Even if you think you have a strong case and think that the other side will demand concessions by way of settlement which you are not prepared to give, don’t write off the prospect of mediation altogether. The courts are increasingly keen to recognise the potential of mediation even when the parties appear a long way apart.

When is the best time to mediate?

Much will depend on the nature of your case. If your dispute is covered by a contractual dispute resolution clause which requires you to mediate at a certain point you may have no choice as to the timing.

Generally speaking though, the earlier you embark on mediation the greater your costs and time savings will be and the greater your chances of preserving cordial business relations. Note though that in some cases you may need further information or disclosure from the other side before you can properly assess the merits of your case, form a proper view on quantum or be in a position to evaluate settlement offers.
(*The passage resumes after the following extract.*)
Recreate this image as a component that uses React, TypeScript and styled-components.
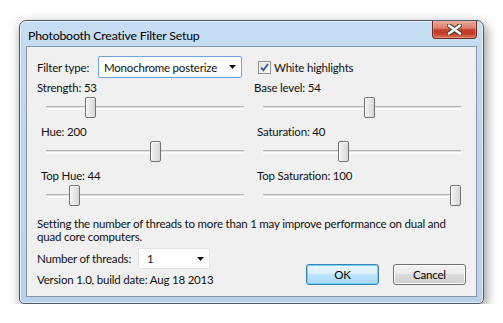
import React from "react";
import styled, {createGlobalStyle} from "styled-components";

type SliderProps = {
    label: string
    value: number
    max: number
    indent?: number
}

const GlobalStyle = createGlobalStyle`
  body {
    margin: 0;
    background: #ffffff;
    font-family: Lato, "Open Sans", sans-serif;
    font-size: 11.5px;
    letter-spacing: -0.2px;
    color: #111;
  }
`

const TRACK = 198;
const THUMB = 11;

function Slider(props: SliderProps) {
    const left = Math.round((props.value / props.max) * (TRACK - THUMB));
    return <SliderField>
        <FieldLabel $indent={props.indent ?? 0}>{props.label}: {props.value}</FieldLabel>
        <SliderBox>
            <Track/>
            <Thumb style={{left}}/>
        </SliderBox>
    </SliderField>
}

function Arrow() {
    return <svg width="7" height="4" viewBox="0 0 7 4">
        <path d="M0 0 H7 L3.5 4 Z" fill="#111"/>
    </svg>
}

export default function App() {
    return <>
        <GlobalStyle/>
        <Desktop>
            <Window>
                <TitleBar>
                    <Title>Photobooth Creative Filter Setup</Title>
                    <CloseButton>
                        <svg width="15" height="11" viewBox="0 0 15 11">
                            <path d="M2 1.5 L13 9.5 M13 1.5 L2 9.5" stroke="#3b3b3b" strokeWidth="4.6"
                                  strokeLinecap="round"/>
                            <path d="M2 1.5 L13 9.5 M13 1.5 L2 9.5" stroke="#ffffff" strokeWidth="2.6"
                                  strokeLinecap="round"/>
                        </svg>
                    </CloseButton>
                </TitleBar>
                <Client>
                    <Columns>
                        <Row>
                            <FieldLabel $width={61}>Filter type:</FieldLabel>
                            <Combo $width={144} $height={22} $focused>
                                <span>Monochrome posterize</span>
                                <Arrow/>
                            </Combo>
                        </Row>
                        <CheckRow>
                            <CheckBox>
                                <svg width="9" height="9" viewBox="0 0 9 9">
                                    <path d="M1 4.6 L3.4 7.2 L8 1" stroke="#3d5b94" strokeWidth="1.9"
                                          fill="none"/>
                                </svg>
                            </CheckBox>
                            <span>White highlights</span>
                        </CheckRow>
                    </Columns>
                    <SliderGrid>
                        <Slider label="Strength" value={53} max={255}/>
                        <Slider label="Base level" value={54} max={100}/>
                        <Slider label="Hue" value={200} max={360} indent={4}/>
                        <Slider label="Saturation" value={40} max={100} indent={3}/>
                        <Slider label="Top Hue" value={44} max={360} indent={4}/>
                        <Slider label="Top Saturation" value={100} max={100} indent={3}/>
                    </SliderGrid>
                    <Note>
                        Setting the number of threads to more than 1 may improve performance on dual and
                        quad core computers.
                    </Note>
                    <Bottom>
                        <div>
                            <Row>
                                <FieldLabel $width={101}>Number of threads:</FieldLabel>
                                <Combo $width={72} $height={21}>
                                    <span>1</span>
                                    <Arrow/>
                                </Combo>
                            </Row>
                            <Version>Version 1.0, build date: Aug 18 2013</Version>
                        </div>
                        <Buttons>
                            <Button $primary>OK</Button>
                            <Button>Cancel</Button>
                        </Buttons>
                    </Bottom>
                </Client>
            </Window>
        </Desktop>
    </>
}

const Desktop = styled.div`
  padding: 20px 0 0 19px;
`

const Window = styled.div`
  box-sizing: border-box;
  width: 465px;
  height: 284px;
  display: flex;
  flex-direction: column;
  padding: 0 6px 6px 6px;
  border: 1px solid #4f5b68;
  border-radius: 7px 7px 5px 5px;
  background: linear-gradient(to bottom, #c6ddf3 0%, #bcd6ef 40%, #b8d2ec 100%);
  box-shadow: inset 0 0 0 1px rgba(255, 255, 255, 0.55), 2px 4px 12px rgba(0, 0, 0, 0.45);
`

const TitleBar = styled.div`
  height: 28px;
  display: flex;
  justify-content: space-between;
  align-items: flex-start;
`

const Title = styled.div`
  padding: 7px 0 0 2px;
  font-size: 12.3px;
  line-height: 15px;
  color: #000;
`

const CloseButton = styled.div`
  box-sizing: border-box;
  width: 45px;
  height: 18px;
  display: flex;
  align-items: center;
  justify-content: center;
  border: 1px solid #6b2b22;
  border-top: none;
  border-radius: 0 0 4px 4px;
  background: linear-gradient(to bottom, #e9a898 0%, #dc7f6b 42%, #c5422d 52%, #c03a26 72%, #dd7359 100%);
  box-shadow: inset 0 0 0 1px rgba(255, 200, 190, 0.35);
`

const Client = styled.div`
  flex: 1;
  padding: 9px 10px;
  border: 1px solid #8796a8;
  background: #f0f0f0;
`

const Columns = styled.div`
  display: grid;
  grid-template-columns: 217px 1fr;
  margin-bottom: 2px;
`

const Row = styled.div`
  display: flex;
  align-items: center;
`

const FieldLabel = styled.div<{ $width?: number, $indent?: number }>`
  flex: none;
  width: ${p => p.$width ? p.$width + "px" : "auto"};
  padding-left: ${p => p.$indent ?? 0}px;
  line-height: 15px;
  white-space: nowrap;
`

const Combo = styled.div<{ $width: number, $height: number, $focused?: boolean }>`
  box-sizing: border-box;
  width: ${p => p.$width}px;
  height: ${p => p.$height}px;
  display: flex;
  align-items: center;
  justify-content: space-between;
  padding: 0 5px 0 5px;
  background: #ffffff;
  border: 1px solid ${p => p.$focused ? "#6ea6dc" : "#e4e4e4"};
  border-radius: 2px;
  line-height: 15px;

  span {
    padding-left: ${p => p.$focused ? 0 : 3}px;
  }
`

const CheckRow = styled.div`
  display: flex;
  align-items: center;
  gap: 3px;
  padding-left: 4px;
  line-height: 15px;
`

const CheckBox = styled.div`
  box-sizing: border-box;
  width: 13px;
  height: 13px;
  display: flex;
  align-items: center;
  justify-content: center;
  border: 1px solid #8e8f8f;
  background: linear-gradient(135deg, #dcdcdc 0%, #f6f6f6 70%, #ffffff 100%);
  box-shadow: inset 0 0 0 1px #f4f4f4;
`

const SliderGrid = styled.div`
  display: grid;
  grid-template-columns: 217px 1fr;
  row-gap: 6px;
`

const SliderField = styled.div`
  display: flex;
  flex-direction: column;
`

const SliderBox = styled.div`
  position: relative;
  width: ${TRACK}px;
  height: 21px;
  margin: 2px 0 0 9px;
`

const Track = styled.div`
  position: absolute;
  left: 0;
  right: 0;
  top: 9px;
  height: 1px;
  background: #b4b4b4;
  border-bottom: 1px solid #e2e2e2;
  box-shadow: 0 2px 0 #fbfbfb;
`

const Thumb = styled.div`
  position: absolute;
  top: 0;
  box-sizing: border-box;
  width: ${THUMB}px;
  height: 21px;
  border: 1px solid #717171;
  border-radius: 2px;
  background: linear-gradient(to right, #f4f4f4 0%, #e6e6e6 50%, #d6d6d6 100%);
  box-shadow: inset 1px 1px 0 #ffffff;
`

const Note = styled.p`
  margin: 11px 0 0 0;
  line-height: 13px;
`

const Bottom = styled.div`
  display: flex;
  justify-content: space-between;
  align-items: flex-end;
  margin-top: 5px;
`

const Version = styled.div`
  margin-top: 3px;
  line-height: 15px;
`

const Buttons = styled.div`
  display: flex;
  gap: 14px;
  margin-bottom: 2px;
`

const Button = styled.button<{ $primary?: boolean }>`
  box-sizing: border-box;
  width: 73px;
  height: 21px;
  padding: 0;
  font: inherit;
  letter-spacing: inherit;
  color: #000;
  border-radius: 3px;
  border: 1px solid ${p => p.$primary ? "#3c7fb1" : "#707070"};
  background: ${p => p.$primary
          ? "linear-gradient(to bottom, #eaf6fd 0%, #d9f0fc 45%, #bee6fd 50%, #a7d9f5 100%)"
          : "linear-gradient(to bottom, #f2f2f2 0%, #ebebeb 45%, #dddddd 50%, #cfcfcf 100%)"};
  box-shadow: inset 0 0 0 1px ${p => p.$primary ? "#6fd0fb" : "#fcfcfc"};
`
In such cases it might be better to wait until all the relevant information and documents have been disclosed.

If enforcement is likely to be an issue, consider issuing proceedings first and embarking on mediation later. That way if the mediation is successful you will be able to record the terms in a settlement agreement which can be enforced within the proceedings. Issuing proceedings first will also be sensible if you think that you will need any interim orders from the court.

Mediating a dispute will not stop the clock running if there is a statutory or contractual time limit for bringing proceedings. If you need to, issue proceedings or enter into a standstill agreement; the mediation can run in tandem with the litigation or whilst the litigation is stayed but you need to preserve your right to bring a claim should the mediation fail.